Book description
Samuel Johnson's Dictionary, published in 1755, marked a milestone in a
language in desperate need of standards. No English dictionary before it
had devoted so much space to everyday words, been so thorough in its
definitions, or illustrated usage by quoting from Shakespeare and other
great writers. Johnson's was the dictionary used by Jane Austen and
Charles Dickens, Wordsworth and Coleridge, the Bront s and the
Brownings, Thomas Hardy and Oscar Wilde. This new edition, edited by
David Crystal, will contain a selection from the original, offering
memorable passages on subjects ranging from books and critics to dreams
and ethics.
Samuel Johnson (1709-1784) - English poet, essayist, critic,
journalist, lexicographer, conversationalist, regarded as one of the
outstanding figures of 18th-century life and letters. Johnson's
literary reputation is part dependent on James Boswell's biography The
Life of Samuel Johnson LL. D. (1791).
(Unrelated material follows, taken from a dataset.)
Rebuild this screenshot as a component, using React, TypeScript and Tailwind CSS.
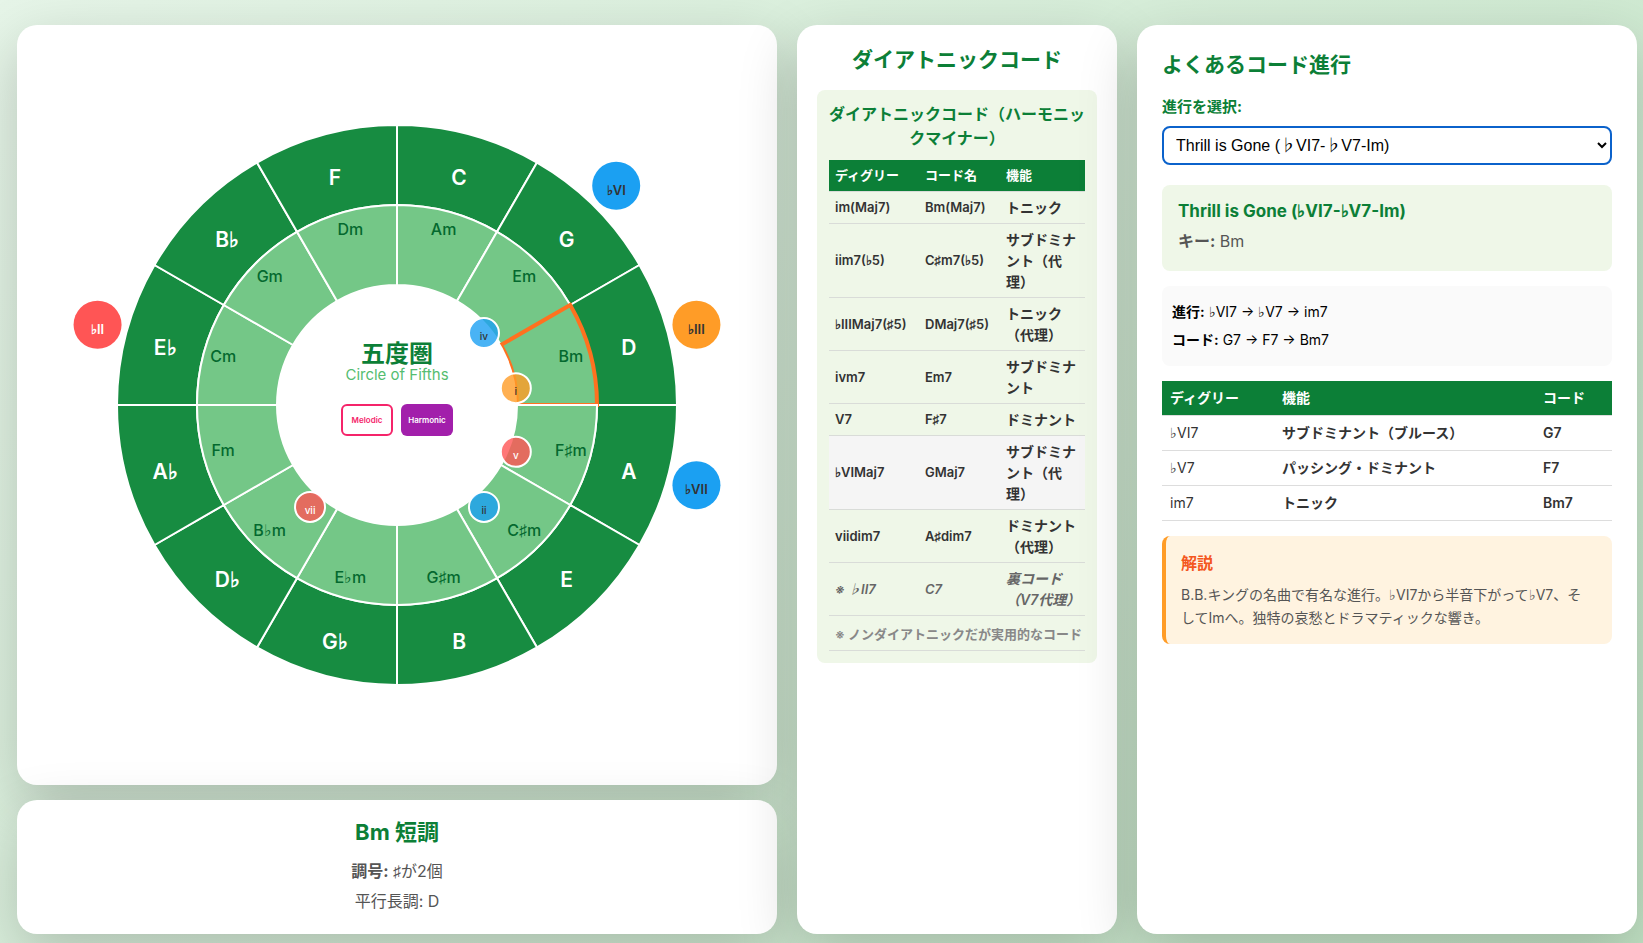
import React, { useState } from "react";

const MAJOR_KEYS = ["C", "G", "D", "A", "E", "B", "G♭", "D♭", "A♭", "E♭", "B♭", "F"];
const MINOR_KEYS = ["Am", "Em", "Bm", "F♯m", "C♯m", "G♯m", "E♭m", "B♭m", "Fm", "Cm", "Gm", "Dm"];

const CENTER = 380;
const R_OUTER = 280;
const R_MIDDLE = 200;
const R_INNER = 120;

const OUTER_BADGES = [
  { label: "♭VI", angle: 45, fill: "#1ba0f2", color: "#333333" },
  { label: "♭III", angle: 75, fill: "#ff9c27", color: "#333333" },
  { label: "♭VII", angle: 105, fill: "#1ba0f2", color: "#333333" },
  { label: "♭II", angle: 285, fill: "#ff5555", color: "#ffffff" },
];

const INNER_BADGES = [
  { label: "iv", angle: 45, fill: "#1ba0f2", color: "#333333" },
  { label: "i", angle: 75, fill: "#ff9c27", color: "#333333" },
  { label: "v", angle: 105, fill: "#ff5555", color: "#ffffff" },
  { label: "ii", angle: 135, fill: "#1ba0f2", color: "#333333" },
  { label: "vii", angle: 225, fill: "#ff5555", color: "#ffffff" },
];

const DIATONIC = [
  { degree: "im(Maj7)", chord: "Bm(Maj7)", role: "トニック" },
  { degree: "iim7(♭5)", chord: "C♯m7(♭5)", role: "サブドミナント（代理）" },
  { degree: "♭IIIMaj7(♯5)", chord: "DMaj7(♯5)", role: "トニック（代理）" },
  { degree: "ivm7", chord: "Em7", role: "サブドミナント" },
  { degree: "V7", chord: "F♯7", role: "ドミナント" },
  { degree: "♭VIMaj7", chord: "GMaj7", role: "サブドミナント（代理）", active: true },
  { degree: "viidim7", chord: "A♯dim7", role: "ドミナント（代理）" },
];

const PROGRESSION = [
  { degree: "♭VI7", role: "サブドミナント（ブルース）", chord: "G7" },
  { degree: "♭V7", role: "パッシング・ドミナント", chord: "F7" },
  { degree: "im7", role: "トニック", chord: "Bm7" },
];

// 0 degrees points straight up, angles go clockwise
function polar(r: number, angle: number) {
  const rad = ((angle - 90) * Math.PI) / 180;
  return { x: CENTER + r * Math.cos(rad), y: CENTER + r * Math.sin(rad) };
}

function sector(r1: number, r2: number, index: number) {
  const a = polar(r1, index * 30);
  const b = polar(r2, index * 30);
  const c = polar(r2, index * 30 + 30);
  const d = polar(r1, index * 30 + 30);
  return `M ${a.x} ${a.y} L ${b.x} ${b.y} A ${r2} ${r2} 0 0 1 ${c.x} ${c.y} L ${d.x} ${d.y} A ${r1} ${r1} 0 0 0 ${a.x} ${a.y} Z`;
}

function Card({ className, children }: { className: string; children: React.ReactNode }) {
  return (
    <section className={`rounded-[20px] bg-white shadow-[0_20px_60px_rgba(0,0,0,0.2)] ${className}`}>
      {children}
    </section>
  );
}

// Chord names skip the CJK font, whose flat and sharp signs are full width
function Chord({ children }: { children: React.ReactNode }) {
  return <span className="font-['Inter',serif]">{children}</span>;
}

function Wheel({ selected }: { selected: number }) {
  return (
    <svg viewBox="0 0 760 760" className="w-full font-['Inter',serif] [grid-area:1/1]" textAnchor="middle">
      {MAJOR_KEYS.map((key, i) => (
        <path key={key} d={sector(R_MIDDLE, R_OUTER, i)} fill="#178c41" stroke="#fff" strokeWidth="2" />
      ))}
      {MINOR_KEYS.map((key, i) => (
        <path
          key={key}
          d={sector(R_INNER, R_MIDDLE, i)}
          fill="#74c787"
          stroke={i === selected ? "#ff711f" : "#fff"}
          strokeWidth={i === selected ? 4 : 2}
        />
      ))}
      <circle cx={CENTER} cy={CENTER} r={R_INNER} fill="#fff" />

      {MAJOR_KEYS.map((key, i) => {
        const p = polar(240, i * 30 + 15);
        return (
          <text key={key} x={p.x} y={p.y + 12} fill="#fff" fontSize="21" fontWeight="600">
            {key}
          </text>
        );
      })}
      {MINOR_KEYS.map((key, i) => {
        const p = polar(180, i * 30 + 15);
        return (
          <text key={key} x={p.x} y={p.y + 4} fill="#04692f" fontSize="16" fontWeight="500">
            {key}
          </text>
        );
      })}

      {OUTER_BADGES.map((b) => {
        const p = polar(310, b.angle);
        return (
          <g key={b.label}>
            <circle cx={p.x} cy={p.y} r="24" fill={b.fill} />
            <text x={p.x} y={p.y + 9} fill={b.color} fontSize="13" fontWeight="600">
              {b.label}
            </text>
          </g>
        );
      })}
      {INNER_BADGES.map((b) => {
        const p = polar(123, b.angle);
        return (
          <g key={b.label}>
            <circle cx={p.x} cy={p.y + 15} r="15" fill={b.fill} fillOpacity="0.8" />
            <circle cx={p.x} cy={p.y + 15} r="15" fill="none" stroke="#fff" strokeWidth="2" />
            <text x={p.x} y={p.y + 22} fill={b.color} fontSize="10" fontWeight="500">
              {b.label}
            </text>
          </g>
        );
      })}
    </svg>
  );
}

export default function App() {
  const [scale, setScale] = useState("harmonic");

  return (
    <main className="grid min-h-screen grid-cols-[minmax(0,1fr)_320px_500px] gap-5 bg-linear-135 from-[#e6f5e8] to-[#c2e3c5] pt-[25px] pr-[6px] pb-[9px] pl-[17px] font-['Inter','Noto_Sans_CJK_JP',sans-serif] [text-spacing-trim:space-all]">
      {/* Circle of fifths */}
      <div className="flex flex-col gap-[15px]">
        <Card className="grid aspect-square place-items-center">
          <Wheel selected={2} />
          <div className="flex flex-col items-center pb-8 [grid-area:1/1]">
            <h1 className="text-2xl leading-6 font-bold text-[#0c7f37]">五度圏</h1>
            <p className="text-[15px] leading-[18px] text-[#55bd70]">Circle of Fifths</p>
            <div className="mt-5 flex gap-2">
              <button
                type="button"
                aria-pressed={scale === "melodic"}
                onClick={() => setScale("melodic")}
                className="h-8 w-[52px] rounded-md border-2 border-[#f5246a] bg-white text-[8px] font-semibold text-[#f5246a]"
              >
                Melodic
              </button>
              <button
                type="button"
                aria-pressed={scale === "harmonic"}
                onClick={() => setScale("harmonic")}
                className="h-8 w-[52px] rounded-md bg-[#a21fab] text-[8px] font-semibold text-white"
              >
                Harmonic
              </button>
            </div>
          </div>
        </Card>
        <Card className="flex-1 px-5 py-4 text-center text-[#555]">
          <h2 className="text-[22px] leading-8 font-bold text-[#0c7f37]">Bm 短調</h2>
          <p className="mt-2 text-base leading-[30px]">
            <strong>調号:</strong> <Chord>♯</Chord>が2個
          </p>
          <p className="text-base leading-[30px]">平行長調: D</p>
        </Card>
      </div>

      {/* Diatonic chords */}
      <Card className="p-5">
        <h2 className="text-center text-[21px] leading-[30px] font-bold text-[#0c7f37]">ダイアトニックコード</h2>
        <div className="mt-[15px] rounded-lg bg-[#eff7e8] p-3">
          <h3 className="mb-[10px] text-center text-base leading-6 font-bold text-[#0c7f37]">
            ダイアトニックコード（ハーモニックマイナー）
          </h3>
          <table className="w-full table-fixed border-collapse text-left text-[13px] leading-[21px] font-semibold text-[#333]">
            <colgroup>
              <col className="w-[90px]" />
              <col className="w-[81px]" />
              <col />
            </colgroup>
            <thead className="bg-[#0c7f37] text-white">
              <tr className="border-b border-[#d9dcd8]">
                <th className="px-[6px] py-[5px]">ディグリー</th>
                <th className="px-[6px] py-[5px]">コード名</th>
                <th className="px-[6px] py-[5px]">機能</th>
              </tr>
            </thead>
            <tbody>
              {DIATONIC.map((row) => (
                <tr key={row.degree} className={`border-b border-[#d9dcd8] ${row.active ? "bg-[#f5f5f5]" : ""}`}>
                  <td className="px-[6px] py-[5px] whitespace-nowrap">
                    <Chord>{row.degree}</Chord>
                  </td>
                  <td className="px-[6px] py-[5px] whitespace-nowrap">
                    <Chord>{row.chord}</Chord>
                  </td>
                  <td className="px-[6px] py-[5px] text-[14px]">{row.role}</td>
                </tr>
              ))}
              <tr className="border-b border-[#d9dcd8] text-[#666] italic">
                <td className="px-[6px] py-[5px]">※ ♭II7</td>
                <td className="px-[6px] py-[5px]">C7</td>
                <td className="py-[5px] pl-[6px] text-[14px]">裏コード（V7代理）</td>
              </tr>
              <tr className="border-b border-[#d9dcd8] text-[#888]">
                <td colSpan={3} className="pt-2 pb-[5px] pl-[6px] whitespace-nowrap">
                  ※ ノンダイアトニックだが実用的なコード
                </td>
              </tr>
            </tbody>
          </table>
        </div>
      </Card>

      {/* Common progressions */}
      <Card className="p-[25px]">
        <h2 className="text-[21px] leading-[30px] font-bold text-[#0c7f37]">よくあるコード進行</h2>
        <label htmlFor="progression" className="mt-[15px] block text-[15px] leading-[23px] font-bold text-[#0c7f37]">
          進行を選択:
        </label>
        <select
          id="progression"
          className="mt-2 block h-[39px] w-full rounded-lg border-2 border-[#0b62cb] bg-white px-2 font-['Liberation_Sans','Noto_Sans_CJK_JP',sans-serif] text-base text-black"
        >
          <option>Thrill is Gone (♭VI7-♭V7-Im)</option>
        </select>

        <div className="mt-5 rounded-lg bg-[#eff7e8] px-4 pt-3 pb-[14px]">
          <h3 className="text-[17px] leading-7 font-bold text-[#0c7f37]">
            <Chord>Thrill is Gone (♭VI7-♭V7-Im)</Chord>
          </h3>
          <p className="text-base leading-8 text-[#555]">
            <strong>キー:</strong> Bm
          </p>
        </div>

        <div className="mt-[15px] rounded-lg bg-[#fafafa] px-[10px] py-3 text-[14px] leading-7 text-black">
          <p>
            <strong>進行:</strong> <Chord>♭VI7 → ♭V7 → im7</Chord>
          </p>
          <p>
            <strong>コード:</strong> <Chord>G7 → F7 → Bm7</Chord>
          </p>
        </div>

        <table className="mt-[15px] w-full table-fixed border-collapse text-left text-[14px] leading-[22px] text-[#333]">
          <colgroup>
            <col className="w-[112px]" />
            <col />
            <col className="w-[77px]" />
          </colgroup>
          <thead className="bg-[#0c7f37] text-white">
            <tr className="border-b border-[#ddd]">
              <th className="px-2 py-[6px]">ディグリー</th>
              <th className="px-2 py-[6px]">機能</th>
              <th className="px-2 py-[6px]">コード</th>
            </tr>
          </thead>
          <tbody>
            {PROGRESSION.map((row) => (
              <tr key={row.degree} className="border-b border-[#ddd]">
                <td className="px-2 py-[6px]">
                  <Chord>{row.degree}</Chord>
                </td>
                <td className="px-2 py-[6px] font-semibold">{row.role}</td>
                <td className="px-2 py-[6px] font-semibold">
                  <Chord>{row.chord}</Chord>
                </td>
              </tr>
            ))}
          </tbody>
        </table>

        <div className="mt-[15px] rounded-lg border-l-4 border-[#ff9c27] bg-[#fff3e0] py-[15px] pr-6 pl-[15px]">
          <h4 className="text-base leading-6 font-bold text-[#f4571e]">解説</h4>
          <p className="mt-2 text-[14px] leading-[23px] text-[#555]">
            B.B.キングの名曲で有名な進行。<Chord>♭VI7</Chord>から半音下がって<Chord>♭V7</Chord>、そしてImへ。独特の哀愁とドラマティックな響き。
          </p>
        </div>
      </Card>
    </main>
  );
}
In addition to his Dictionary
and the philosophical romance of THE PRINCE OF ABYSSINIA (1759, later
known as RASSELAS), Johnson published essays in The Adventurer
(1752-54) and The Idler (1758-60). He wrote a number of political
articles, biographies of Sir Thomas Browne and Roger Ascham, and
contributed to the Universal Chronicle.
David Crystal is Honorary Professor of Linguistics at the University
of Wales, Bangor. He has published over 90 books and was awarded the
OBE for services to the English language in 1995. He is the author of
the Penguin Encyclopedia, the Penguin Factfinder, Stories of English
and The Shakespeare Miscellany among other books published by Penguin.